Although the focus is on how to bias CPU time based on the workload
characteristics and modifying the idle CPU search space for the same,
the choice of an LLC to place the task on is equally important,
especially in split-LLC architectures.

In this experiment, we show the importance of task placement, its
effect on workload performance, and how influencing the task placement
in the right direction using the low-level knobs can have significant
performance impact on a split-LLC systems such as the AMD EPYC, where
the performance penalty of getting a task placement decision wrong can
be very high.

- Design

The patch series exposes low-level hints, that instructs the scheduler
of the requested behavior at each decision points in the scheduler.
These hints can be categorized into 3 types:

- Hints for initial wakeup

These hints include:
o PR_SCHED_HINT_FORK_AFFINE: Place the task close to the parent as
long as there is an equivalent of an idle core in the local group.
o PR_SCHED_HINT_FORK_SPREAD: When there is a tie in number of idle
CPUs between the local group and the idlest group during initial
task placement, go with the group with least utilization.

The implementation currently overlooks any NUMA bias at the time of
initial placement.

- Hints for subsequent wakeup

These hints include:
o PR_SCHED_HINT_WAKE_AFFINE: Bias task placement towards the
MC Domain of the waker task.
o PR_SCHED_HINT_WAKE_HOLD: Bias task placement towards the
MC Domain where the task previously ran.

These hints are followed on a best effort basis.
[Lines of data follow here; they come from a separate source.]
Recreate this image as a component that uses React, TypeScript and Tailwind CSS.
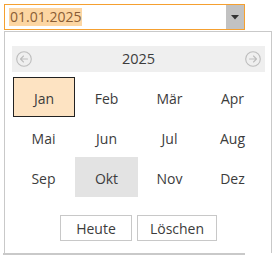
import React from "react";

const months = ["Jan","Feb","Mär","Apr","Mai","Jun","Jul","Aug","Sep","Okt","Nov","Dez"];

function CircleArrow({ dir }: { dir: "left" | "right" }) {
  return (
    <svg width="16" height="16" viewBox="0 0 16 16" fill="none" stroke="#bdbdbd" strokeWidth="1.1">
      <circle cx="8" cy="8" r="7.3" />
      {dir === "left" ? (
        <path d="M11.5 8H4.5M7.5 5L4.5 8L7.5 11" strokeLinecap="round" strokeLinejoin="round" />
      ) : (
        <path d="M4.5 8H11.5M8.5 5L11.5 8L8.5 11" strokeLinecap="round" strokeLinejoin="round" />
      )}
    </svg>
  );
}

export default function App() {
  return (
    <div className="w-[275px] h-[257px] bg-white relative" style={{ fontFamily: '"Open Sans", "Noto Sans", sans-serif' }}>
      <div className="pt-[4px] pl-[4px]">
        <div className="w-[241px] h-[26px] border border-[#f5a030] flex items-stretch">
          <div className="flex-1 flex items-center pl-[4px]">
            <span className="bg-[#fdd6a2] text-[#8a5d35] text-[14px] leading-[18px] px-[1px]">01.01.2025</span>
          </div>
          <div className="w-[18px] bg-[#c2c2c2] flex items-center justify-center">
            <svg width="8" height="5" viewBox="0 0 8 5"><path d="M0 0H8L4 4.5Z" fill="#333" /></svg>
          </div>
        </div>
      </div>
      <div className="ml-[4px] mt-[1px] w-[268px] h-[222px] border-l border-r border-t border-[#c9c9c9] relative">
        <div className="pt-[14px] pl-[7px] pr-[6px]">
          <div className="h-[26px] bg-[#efefef] flex items-center justify-between px-[4px]">
            <CircleArrow dir="left" />
            <span className="text-[14.5px] text-[#3c3c3c]">2025</span>
            <CircleArrow dir="right" />
          </div>
        </div>
        <div className="ml-[7px] mt-[5px] grid grid-cols-[repeat(4,63px)] grid-rows-[repeat(3,40px)]">
          {months.map((m, i) => (
            <div
              key={m}
              className={
                "flex items-center justify-center pt-[2px] text-[14px] text-[#3c3c3c] " +
                (i === 0 ? "bg-[#fde3c2] border border-[#222] ml-[1px]" : i === 9 ? "bg-[#e3e3e3]" : "")
              }
            >
              {m}
            </div>
          ))}
        </div>
        <div className="flex justify-center gap-[5px] mt-[18px] pl-[1px]">
          <button className="w-[72px] h-[26px] border border-[#c8c8c8] bg-white text-[14px] text-[#3c3c3c]">Heute</button>
          <button className="w-[80px] h-[26px] border border-[#c8c8c8] bg-white text-[14px] text-[#3c3c3c]">Löschen</button>
        </div>
      </div>
      <div className="ml-[3px] w-[242px] h-[2px] bg-[#c9c9c9]" />
    </div>
  );
}
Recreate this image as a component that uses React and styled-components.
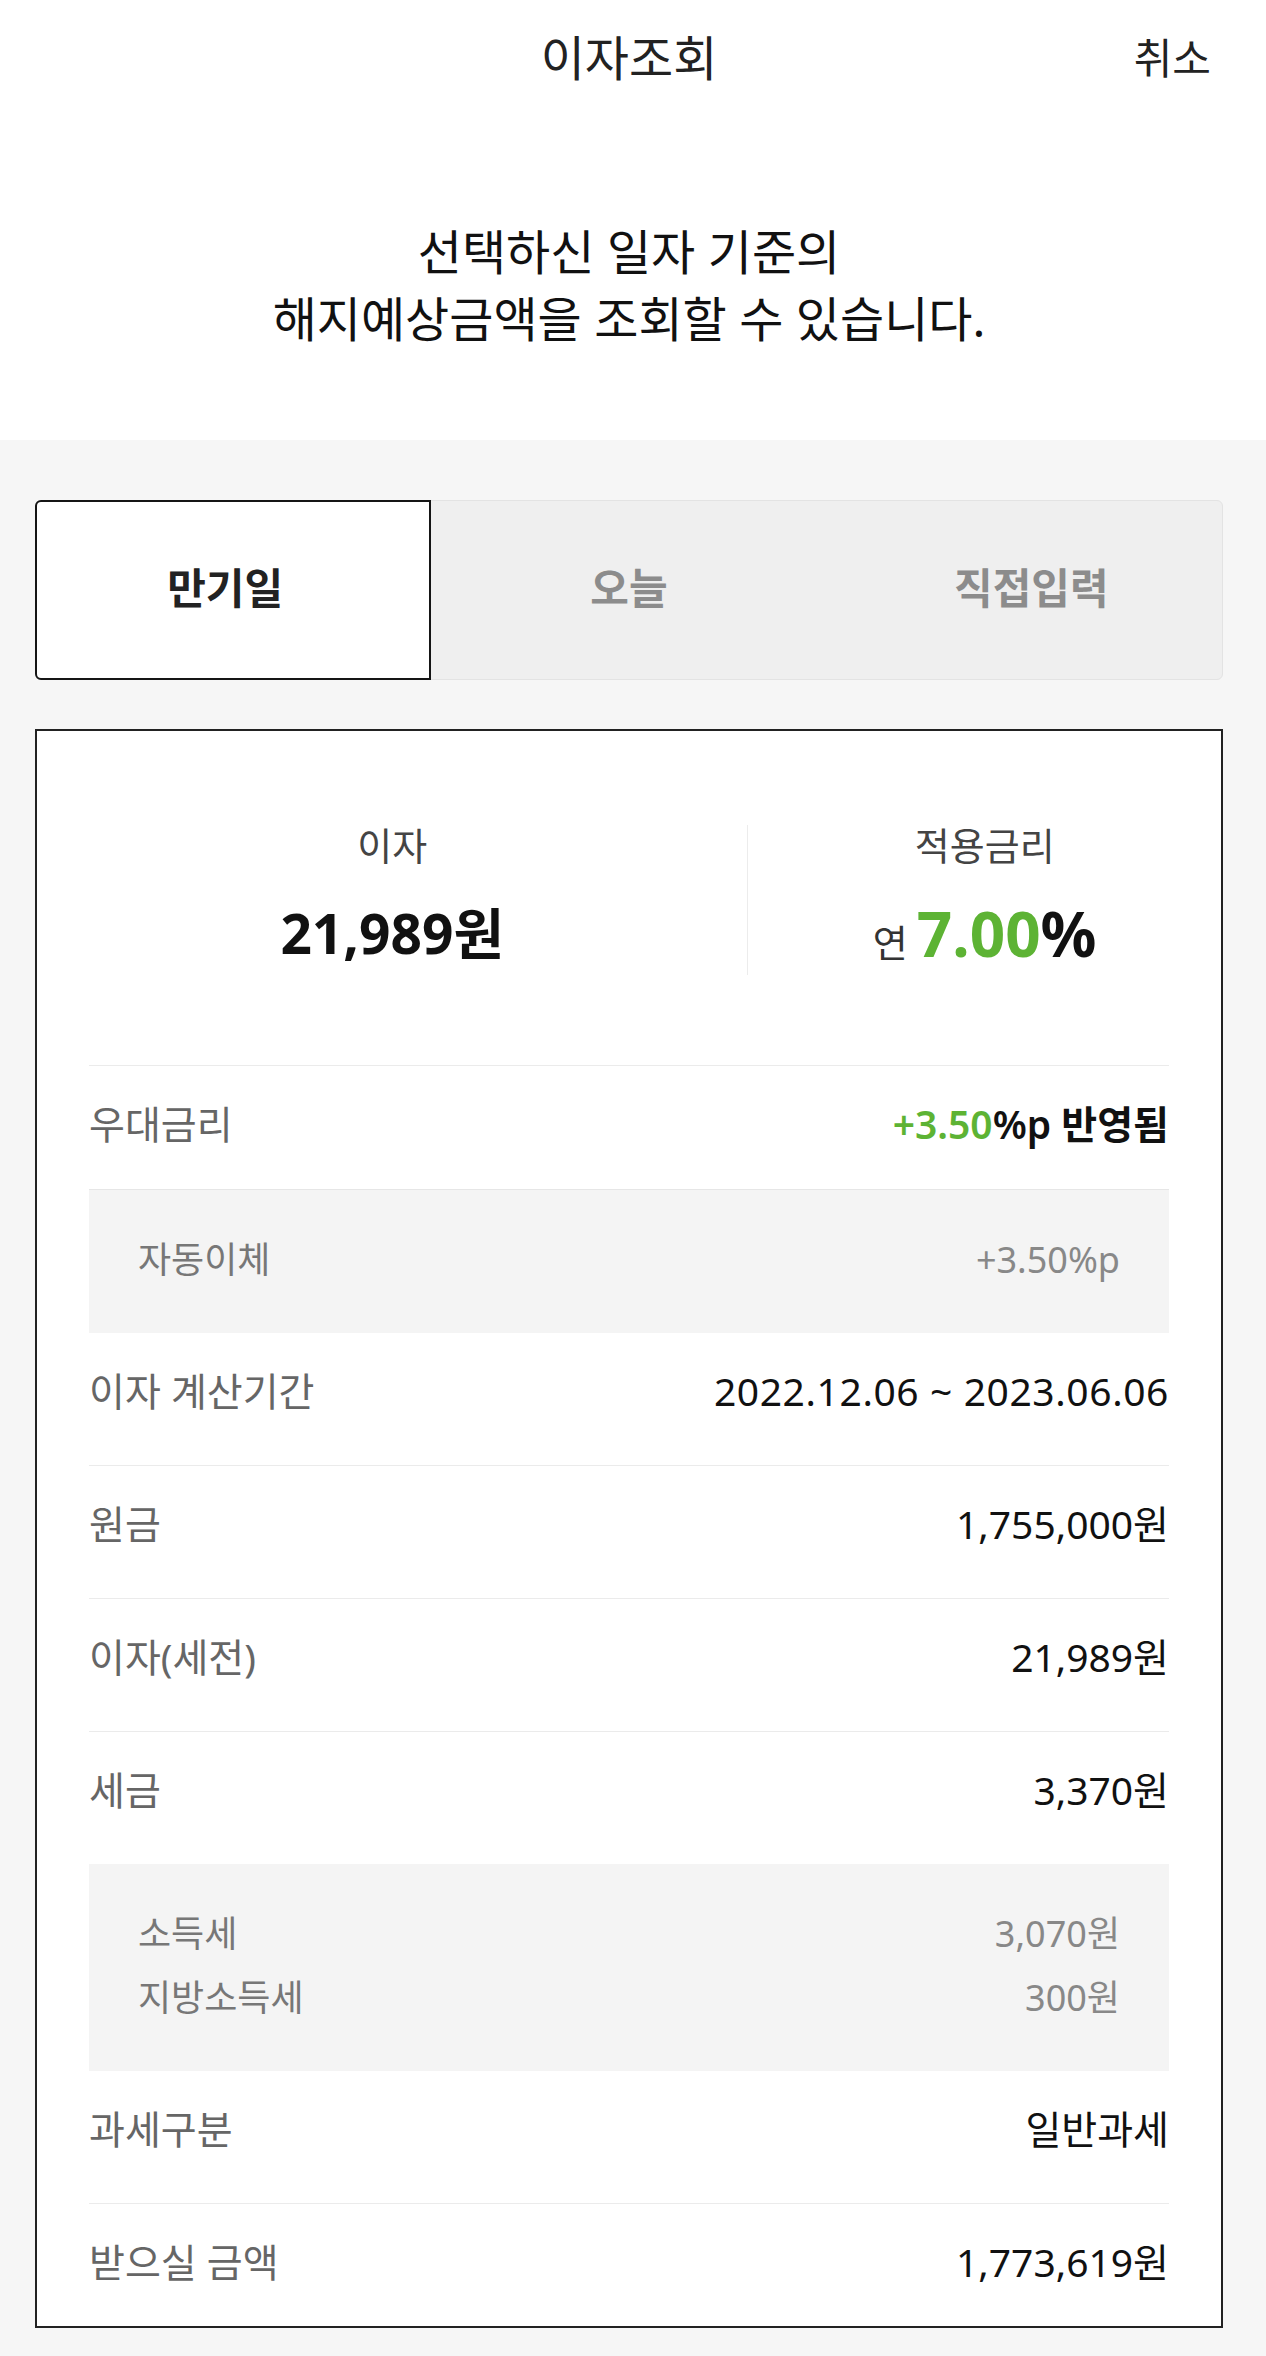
import React from 'react';
import styled, { createGlobalStyle } from 'styled-components';

const GlobalStyle = createGlobalStyle`
  body {
    margin: 0;
    background: #f6f6f6;
    font-family: "Noto Sans", "Noto Sans CJK KR", sans-serif;
    color: #222;
  }
`;

const Page = styled.div`
  width: 1266px;
`;

const Top = styled.section`
  background: #fff;
  height: 440px;
  padding: 0 43px 0 35px;
  box-sizing: border-box;
`;

const TopBar = styled.header`
  height: 110px;
  display: grid;
  grid-template-columns: 1fr auto 1fr;
  align-items: center;
`;

const Title = styled.h1`
  grid-column: 2;
  margin: 0;
  font-size: 48px;
  font-weight: 400;
  color: #222;
`;

const Cancel = styled.button`
  justify-self: end;
  margin-right: 12px;
  padding: 0;
  border: none;
  background: none;
  font-family: inherit;
  font-size: 42px;
  color: #222;
`;

const Notice = styled.p`
  margin: 108px 0 0;
  text-align: center;
  font-size: 48px;
  line-height: 67px;
  color: #111;
`;

const Body = styled.main`
  padding: 60px 43px 27px 35px;
`;

const Tabs = styled.div`
  display: grid;
  grid-template-columns: repeat(3, 1fr);
  height: 180px;
  box-sizing: border-box;
  background: #efefef;
  border: 1px solid #e3e3e3;
  border-radius: 6px;
`;

const Tab = styled.button`
  margin: ${p => (p.$active ? '-1px 0 -1px -1px' : '0')};
  padding: 0 0 10px;
  border: ${p => (p.$active ? '2px solid #151515' : 'none')};
  border-radius: ${p => (p.$active ? '6px 0 0 6px' : '0')};
  background: ${p => (p.$active ? '#fff' : 'transparent')};
  font-family: inherit;
  font-size: 42px;
  font-weight: 700;
  color: ${p => (p.$active ? '#222' : '#8c8c8c')};

  &:first-child {
    padding-right: 16px;
  }

  &:last-child {
    padding-left: 14px;
  }
`;

const Card = styled.section`
  margin-top: 49px;
  background: #fff;
  border: 2px solid #222;
`;

const Summary = styled.div`
  display: grid;
  grid-template-columns: 60% 40%;
  padding: 94px 0 90px;
`;

const SummaryCol = styled.div`
  display: flex;
  flex-direction: column;
  align-items: center;
  height: 150px;
  border-left: ${p => (p.$divided ? '1px solid #ececec' : 'none')};
`;

const SummaryLabel = styled.div`
  font-size: 38px;
  line-height: 40px;
  color: #444;
`;

const SummaryValue = styled.div`
  margin-top: 28px;
  display: flex;
  align-items: baseline;
  font-size: ${p => p.$size}px;
  line-height: 80px;
  font-weight: 700;
  color: #111;
`;

const Prefix = styled.span`
  margin-right: 9px;
  font-size: 38px;
  font-weight: 400;
  color: #333;
`;

const Green = styled.span`
  color: #5db334;
`;

const List = styled.div`
  padding: 0 52px;
`;

const Row = styled.div`
  display: flex;
  justify-content: space-between;
  align-items: center;
  padding: 38px 0 ${p => (p.$tight ? '44px' : '54px')};
  border-top: ${p => (p.$line ? '1px solid #ebebeb' : 'none')};
  font-size: 39px;
  line-height: 40px;
`;

const Label = styled.span`
  color: #666;
`;

const Value = styled.span`
  color: #111;
  font-weight: ${p => (p.$strong ? 600 : 400)};
  letter-spacing: ${p => (p.$wide ? '0.6px' : '0')};
`;

const SubBox = styled.div`
  display: flex;
  flex-direction: column;
  gap: 24px;
  padding: 50px 49px 53px;
  background: #f4f4f4;
  border-top: ${p => (p.$line ? '1px solid #e6e6e6' : 'none')};
  font-size: 36px;
  line-height: 40px;
`;

const SubRow = styled.div`
  display: flex;
  justify-content: space-between;
`;

const SubLabel = styled.span`
  color: #777;
`;

const SubValue = styled.span`
  color: #888;
`;

const tabs = ['만기일', '오늘', '직접입력'];

const rows = [
  { label: '원금', value: '1,755,000원', line: true },
  { label: '이자(세전)', value: '21,989원', line: true },
  { label: '세금', value: '3,370원', line: true },
];

const taxes = [
  { label: '소득세', value: '3,070원' },
  { label: '지방소득세', value: '300원' },
];

const App = () => {
  return (
    <Page>
      <GlobalStyle />
      <Top>
        <TopBar>
          <Title>이자조회</Title>
          <Cancel>취소</Cancel>
        </TopBar>
        <Notice>
          선택하신 일자 기준의
          <br />
          해지예상금액을 조회할 수 있습니다.
        </Notice>
      </Top>

      <Body>
        <Tabs>
          {tabs.map((t, i) => (
            <Tab key={t} $active={i === 0}>{t}</Tab>
          ))}
        </Tabs>

        <Card>
          <Summary>
            <SummaryCol>
              <SummaryLabel>이자</SummaryLabel>
              <SummaryValue $size={55}>21,989원</SummaryValue>
            </SummaryCol>
            <SummaryCol $divided>
              <SummaryLabel>적용금리</SummaryLabel>
              <SummaryValue $size={62}>
                <Prefix>연</Prefix>
                <Green>7.00</Green>%
              </SummaryValue>
            </SummaryCol>
          </Summary>

          <List>
            <Row $line $tight style={{ paddingBottom: 45 }}>
              <Label>우대금리</Label>
              <Value $strong>
                <Green>+3.50</Green>%p 반영됨
              </Value>
            </Row>
            <SubBox $line>
              <SubRow>
                <SubLabel>자동이체</SubLabel>
                <SubValue>+3.50%p</SubValue>
              </SubRow>
            </SubBox>
            <Row>
              <Label>이자 계산기간</Label>
              <Value $wide>2022.12.06 ~ 2023.06.06</Value>
            </Row>
            {rows.map(r => (
              <Row key={r.label} $line={r.line}>
                <Label>{r.label}</Label>
                <Value>{r.value}</Value>
              </Row>
            ))}
            <SubBox>
              {taxes.map(t => (
                <SubRow key={t.label}>
                  <SubLabel>{t.label}</SubLabel>
                  <SubValue>{t.value}</SubValue>
                </SubRow>
              ))}
            </SubBox>
            <Row>
              <Label>과세구분</Label>
              <Value>일반과세</Value>
            </Row>
            <Row $line $tight>
              <Label>받으실 금액</Label>
              <Value>1,773,619원</Value>
            </Row>
          </List>
        </Card>
      </Body>
    </Page>
  );
};

export default App;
If the targeted MC
Domain advertises it has an idle core through the sched_domain_shared
object, the wakeup hints are followed.

Only one hint from each category can be set at once to ensure a defined
behavior. Hits from different category can be combined at once as they
are independent of each other.

Load balancer is aware of the hints and will try to not migrate a task as
long as the LLC is not overloaded.

Children will inherit hints from parent. This was done so that hints can be
set from a wrapper script and did not need any modification of the
workload.

- Potential Hints for the Future

o PR_SCHED_HINT_WAKE_WIDE

Setting PR_SCHED_HINT_WAKE_WIDE will lead to the scheduler searching
the CPUs outside the targeted MC Domain (and within the parent
domain) if the MC Domain is fully loaded and no idle CPU can be found.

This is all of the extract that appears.